_WORK TO BE COMPLETED_. Quote the whole listing word for word. Do not include the pictures.

-- begin --

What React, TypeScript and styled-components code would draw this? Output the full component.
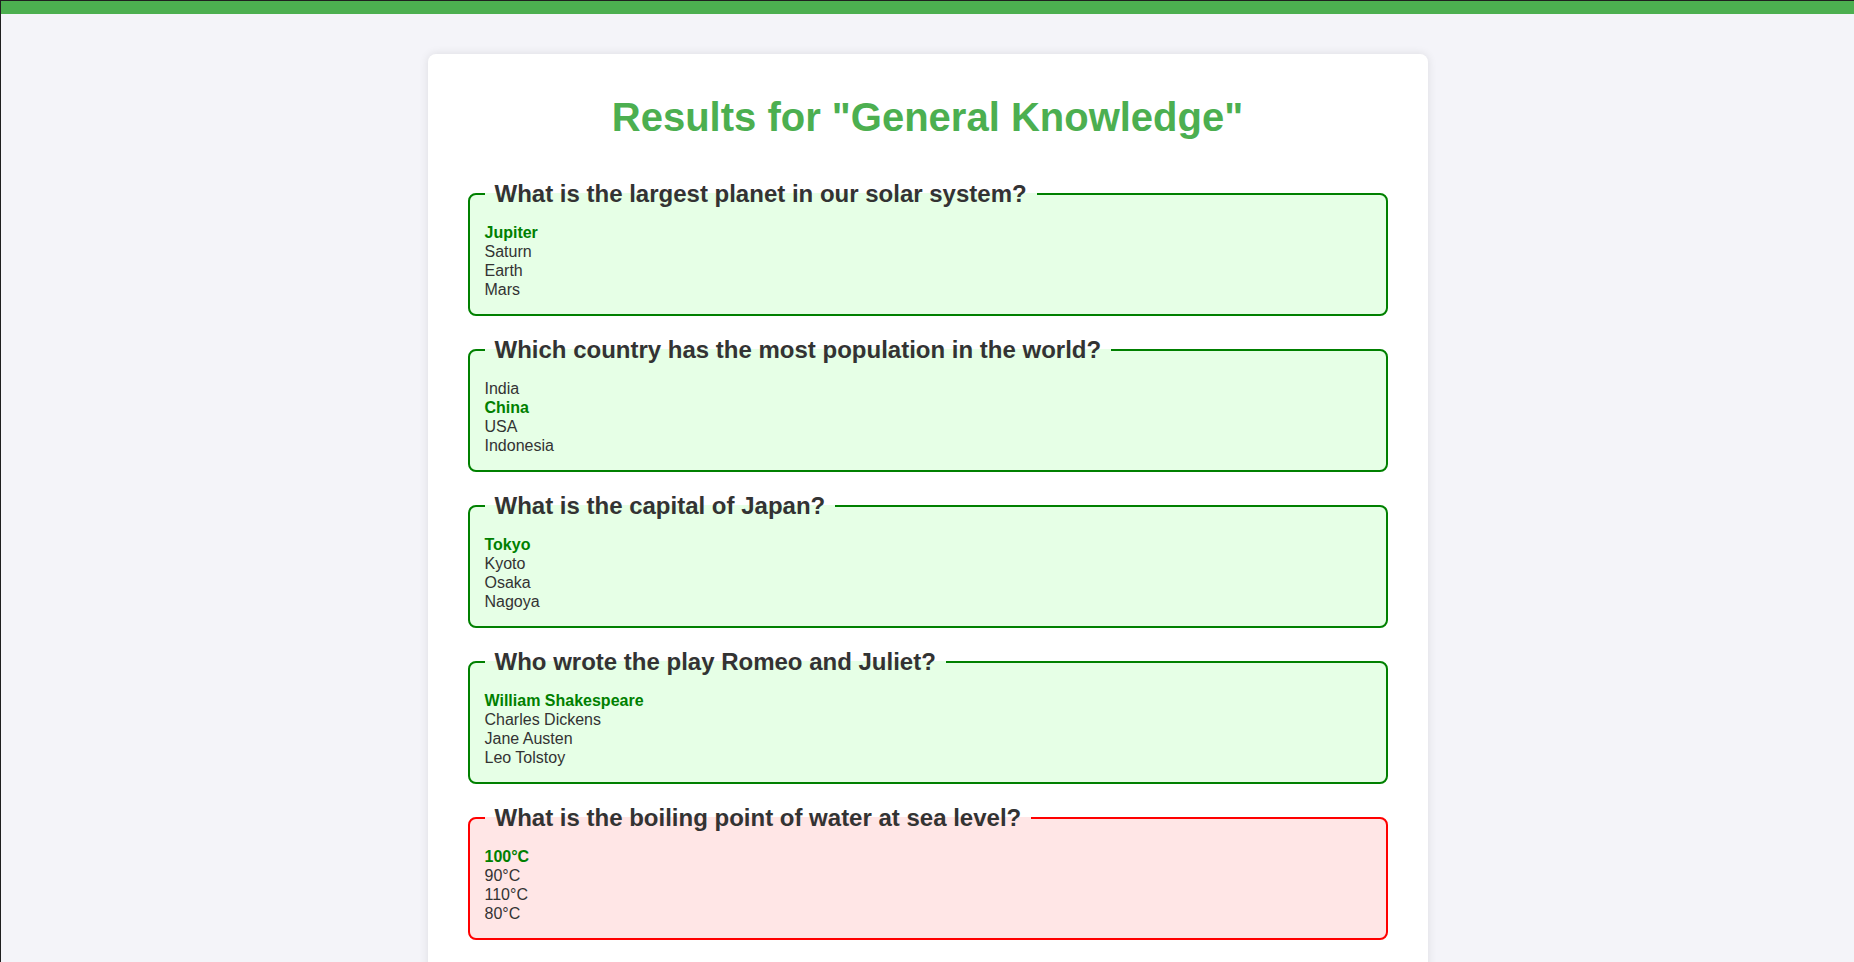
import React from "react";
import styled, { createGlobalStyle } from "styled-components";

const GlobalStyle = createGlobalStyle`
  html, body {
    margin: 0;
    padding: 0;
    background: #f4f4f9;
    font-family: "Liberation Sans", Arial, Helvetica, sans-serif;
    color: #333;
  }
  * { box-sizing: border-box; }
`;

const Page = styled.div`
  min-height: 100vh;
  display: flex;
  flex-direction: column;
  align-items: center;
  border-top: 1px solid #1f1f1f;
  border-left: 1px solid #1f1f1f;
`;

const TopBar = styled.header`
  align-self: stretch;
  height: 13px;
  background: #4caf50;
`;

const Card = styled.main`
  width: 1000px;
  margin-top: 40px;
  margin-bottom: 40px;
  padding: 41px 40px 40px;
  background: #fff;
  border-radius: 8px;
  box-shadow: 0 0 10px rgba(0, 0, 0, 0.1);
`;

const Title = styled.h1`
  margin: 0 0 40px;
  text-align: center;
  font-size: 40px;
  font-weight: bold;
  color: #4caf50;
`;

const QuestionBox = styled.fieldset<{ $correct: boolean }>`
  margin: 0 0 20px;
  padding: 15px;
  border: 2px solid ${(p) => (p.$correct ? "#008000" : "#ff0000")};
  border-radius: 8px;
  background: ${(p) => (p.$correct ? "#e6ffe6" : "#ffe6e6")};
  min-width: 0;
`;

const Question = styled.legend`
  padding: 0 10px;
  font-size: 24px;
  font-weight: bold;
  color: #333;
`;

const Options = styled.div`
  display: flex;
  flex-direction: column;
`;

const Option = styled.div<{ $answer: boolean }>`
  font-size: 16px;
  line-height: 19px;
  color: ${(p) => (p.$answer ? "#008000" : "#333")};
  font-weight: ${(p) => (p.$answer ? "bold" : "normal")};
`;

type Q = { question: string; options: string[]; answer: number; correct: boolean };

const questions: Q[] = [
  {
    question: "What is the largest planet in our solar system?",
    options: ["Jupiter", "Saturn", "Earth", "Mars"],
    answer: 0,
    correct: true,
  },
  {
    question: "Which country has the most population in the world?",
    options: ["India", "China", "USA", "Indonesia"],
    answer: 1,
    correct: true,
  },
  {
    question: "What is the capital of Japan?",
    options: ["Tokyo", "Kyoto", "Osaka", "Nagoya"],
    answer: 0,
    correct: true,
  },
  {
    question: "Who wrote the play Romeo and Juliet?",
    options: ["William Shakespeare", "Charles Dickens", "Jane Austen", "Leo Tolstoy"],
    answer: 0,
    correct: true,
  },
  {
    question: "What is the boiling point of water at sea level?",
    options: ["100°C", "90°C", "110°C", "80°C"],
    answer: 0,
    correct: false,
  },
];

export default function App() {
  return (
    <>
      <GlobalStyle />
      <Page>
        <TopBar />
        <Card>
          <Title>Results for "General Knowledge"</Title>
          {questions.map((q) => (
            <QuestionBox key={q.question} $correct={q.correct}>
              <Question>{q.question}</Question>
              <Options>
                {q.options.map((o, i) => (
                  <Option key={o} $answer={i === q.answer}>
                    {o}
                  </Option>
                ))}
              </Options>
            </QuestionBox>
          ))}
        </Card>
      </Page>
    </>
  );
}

-- end --

_TASK ANSWER_.
What React, TypeScript and styled-components code would draw this? Output the full component.
import React from "react";
import styled, { createGlobalStyle } from "styled-components";

const GlobalStyle = createGlobalStyle`
  html, body {
    margin: 0;
    padding: 0;
    background: #f4f4f9;
    font-family: "Liberation Sans", Arial, Helvetica, sans-serif;
    color: #333;
  }
  * { box-sizing: border-box; }
`;

const Page = styled.div`
  min-height: 100vh;
  display: flex;
  flex-direction: column;
  align-items: center;
  border-top: 1px solid #1f1f1f;
  border-left: 1px solid #1f1f1f;
`;

const TopBar = styled.header`
  align-self: stretch;
  height: 13px;
  background: #4caf50;
`;

const Card = styled.main`
  width: 1000px;
  margin-top: 40px;
  margin-bottom: 40px;
  padding: 41px 40px 40px;
  background: #fff;
  border-radius: 8px;
  box-shadow: 0 0 10px rgba(0, 0, 0, 0.1);
`;

const Title = styled.h1`
  margin: 0 0 40px;
  text-align: center;
  font-size: 40px;
  font-weight: bold;
  color: #4caf50;
`;

const QuestionBox = styled.fieldset<{ $correct: boolean }>`
  margin: 0 0 20px;
  padding: 15px;
  border: 2px solid ${(p) => (p.$correct ? "#008000" : "#ff0000")};
  border-radius: 8px;
  background: ${(p) => (p.$correct ? "#e6ffe6" : "#ffe6e6")};
  min-width: 0;
`;

const Question = styled.legend`
  padding: 0 10px;
  font-size: 24px;
  font-weight: bold;
  color: #333;
`;

const Options = styled.div`
  display: flex;
  flex-direction: column;
`;

const Option = styled.div<{ $answer: boolean }>`
  font-size: 16px;
  line-height: 19px;
  color: ${(p) => (p.$answer ? "#008000" : "#333")};
  font-weight: ${(p) => (p.$answer ? "bold" : "normal")};
`;

type Q = { question: string; options: string[]; answer: number; correct: boolean };

const questions: Q[] = [
  {
    question: "What is the largest planet in our solar system?",
    options: ["Jupiter", "Saturn", "Earth", "Mars"],
    answer: 0,
    correct: true,
  },
  {
    question: "Which country has the most population in the world?",
    options: ["India", "China", "USA", "Indonesia"],
    answer: 1,
    correct: true,
  },
  {
    question: "What is the capital of Japan?",
    options: ["Tokyo", "Kyoto", "Osaka", "Nagoya"],
    answer: 0,
    correct: true,
  },
  {
    question: "Who wrote the play Romeo and Juliet?",
    options: ["William Shakespeare", "Charles Dickens", "Jane Austen", "Leo Tolstoy"],
    answer: 0,
    correct: true,
  },
  {
    question: "What is the boiling point of water at sea level?",
    options: ["100°C", "90°C", "110°C", "80°C"],
    answer: 0,
    correct: false,
  },
];

export default function App() {
  return (
    <>
      <GlobalStyle />
      <Page>
        <TopBar />
        <Card>
          <Title>Results for "General Knowledge"</Title>
          {questions.map((q) => (
            <QuestionBox key={q.question} $correct={q.correct}>
              <Question>{q.question}</Question>
              <Options>
                {q.options.map((o, i) => (
                  <Option key={o} $answer={i === q.answer}>
                    {o}
                  </Option>
                ))}
              </Options>
            </QuestionBox>
          ))}
        </Card>
      </Page>
    </>
  );
}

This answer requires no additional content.